**Data lines**
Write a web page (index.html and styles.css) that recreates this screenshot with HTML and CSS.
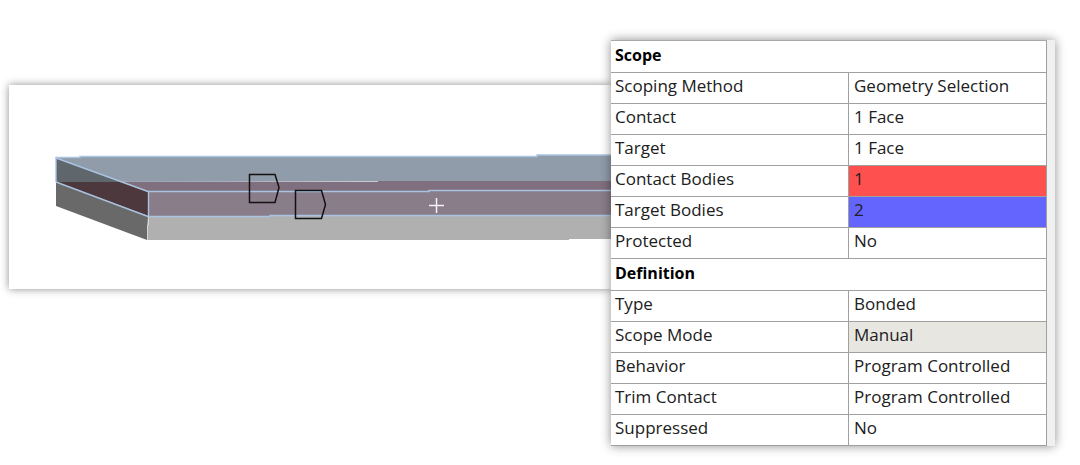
FILE: index.html
```html
<!DOCTYPE html>
<html lang="en">
<head>
  <meta charset="UTF-8">
  <meta name="viewport" content="width=device-width, initial-scale=1">
  <title>Contact Region</title>
  <link rel="stylesheet" href="styles.css">
</head>
<body>

  <main class="workspace">
    <section class="viewport">
      <svg class="model" viewBox="9 85 602 204" role="img" aria-label="Bonded plates">
        <!-- Lower plate -->
        <polygon points="56,182 148,216 147,240 56,206" fill="#696969" />
        <polygon points="148,216 611,215 611,239 569,239 569,240 147,240" fill="#b0b0b0" />

        <!-- Upper plate -->
        <polygon points="56,158 80,157 80,156 537,156 537,155 611,155 611,181 56,182" fill="#909ca9" />
        <polygon points="120,182 378,182 378,181 611,181 611,192 148,192" fill="#806f7e" />
        <polygon points="56,158 121,182 56,182" fill="#5f666c" />
        <polygon points="56,182 121,182 148,192 148,216" fill="#4d393d" />
        <polygon points="148,192 429,192 429,190 611,190 611,216 148,216" fill="#8a7d8a" />

        <!-- Highlighted edges -->
        <g class="edges">
          <path d="M56 182V157.5H80V156.500H537V155H611" />
          <path d="M56 158L148 191.500H429V190.500H611" />
          <path d="M56 182L148 216.500H270V215.500H611" />
          <path d="M148.500 192V216" />
        </g>
        <path d="M148.500 217V225H147.500V240" class="corner" />

        <!-- Body labels -->
        <g class="tags">
          <path d="M249.500 174.500H275L279 187.500L275 202.500H249.500Z" />
          <path d="M295.500 190.500H321.500L325.500 204.500L321.500 218.500H295.500Z" />
        </g>
        <path d="M429 205.500H444M436.500 198V213" class="cursor" />
      </svg>
    </section>

    <section class="details">
      <table class="properties">
        <colgroup>
          <col class="name">
          <col>
        </colgroup>
        <tbody>
          <tr class="group"><th colspan="2" scope="rowgroup">Scope</th></tr>
          <tr><th scope="row">Scoping Method</th><td>Geometry Selection</td></tr>
          <tr><th scope="row">Contact</th><td>1 Face</td></tr>
          <tr><th scope="row">Target</th><td>1 Face</td></tr>
          <tr><th scope="row">Contact Bodies</th><td class="contact">1</td></tr>
          <tr><th scope="row">Target Bodies</th><td class="target">2</td></tr>
          <tr><th scope="row">Protected</th><td>No</td></tr>
        </tbody>
        <tbody>
          <tr class="group"><th colspan="2" scope="rowgroup">Definition</th></tr>
          <tr><th scope="row">Type</th><td>Bonded</td></tr>
          <tr><th scope="row">Scope Mode</th><td class="readonly">Manual</td></tr>
          <tr><th scope="row">Behavior</th><td>Program Controlled</td></tr>
          <tr><th scope="row">Trim Contact</th><td>Program Controlled</td></tr>
          <tr><th scope="row">Suppressed</th><td>No</td></tr>
        </tbody>
      </table>
    </section>
  </main>

</body>
</html>
```
FILE: styles.css
```css
* {
  box-sizing: border-box;
}

body {
  margin: 0;
  background: #fff;
  color: #202020;
  font-family: "Open Sans", "Noto Sans", sans-serif;
  font-size: 17px;
  line-height: 24px;
}

.workspace {
  display: flex;
  align-items: flex-start;
  padding: 40px 25px 16px 9px;
}

.viewport {
  flex: 1;
  min-width: 0;
  margin-top: 45px;
  background: #fff;
  box-shadow: 0 0 8px rgba(0, 0, 0, 0.45);
}

.model {
  display: block;
  width: 100%;
  height: auto;
}

.edges {
  fill: none;
  stroke: #a9c3e0;
  stroke-width: 1.4;
}

.corner {
  fill: none;
  stroke: #d5d5d5;
}

.tags {
  fill: none;
  stroke: #111;
  stroke-width: 1.5;
}

.cursor {
  stroke: #f4f4f4;
  stroke-width: 1.5;
}

.details {
  position: relative;
  flex: 0 0 444px;
  padding-right: 8px;
  background: #f0f0f0;
  box-shadow: 0 0 10px rgba(0, 0, 0, 0.45);
}

.properties {
  width: 100%;
  table-layout: fixed;
  border-collapse: separate;
  border-spacing: 0;
  border-top: 1px solid #aaa;
  background: #fff;
}

.properties .name {
  width: 238px;
}

.properties th,
.properties td {
  height: 31px;
  padding: 0 4px 5px;
  border-right: 1px solid #a0a0a0;
  border-bottom: 1px solid #a0a0a0;
  font-weight: normal;
  text-align: left;
  white-space: nowrap;
}

.properties td {
  padding-left: 5px;
}

.properties .group th {
  height: 32px;
  padding-bottom: 4px;
  color: #000;
  font-size: 16px;
  font-weight: bold;
}

.properties .contact {
  background: #ff5050;
}

.properties .target {
  background: #6464ff;
}

.properties .readonly {
  background: #e7e6e1;
}
```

**What you should do**
Pull out the lines above in which the word "index" appears.

**Exercise response**
Write a web page (index.html and styles.css) that recreates this screenshot with HTML and CSS.
FILE: index.html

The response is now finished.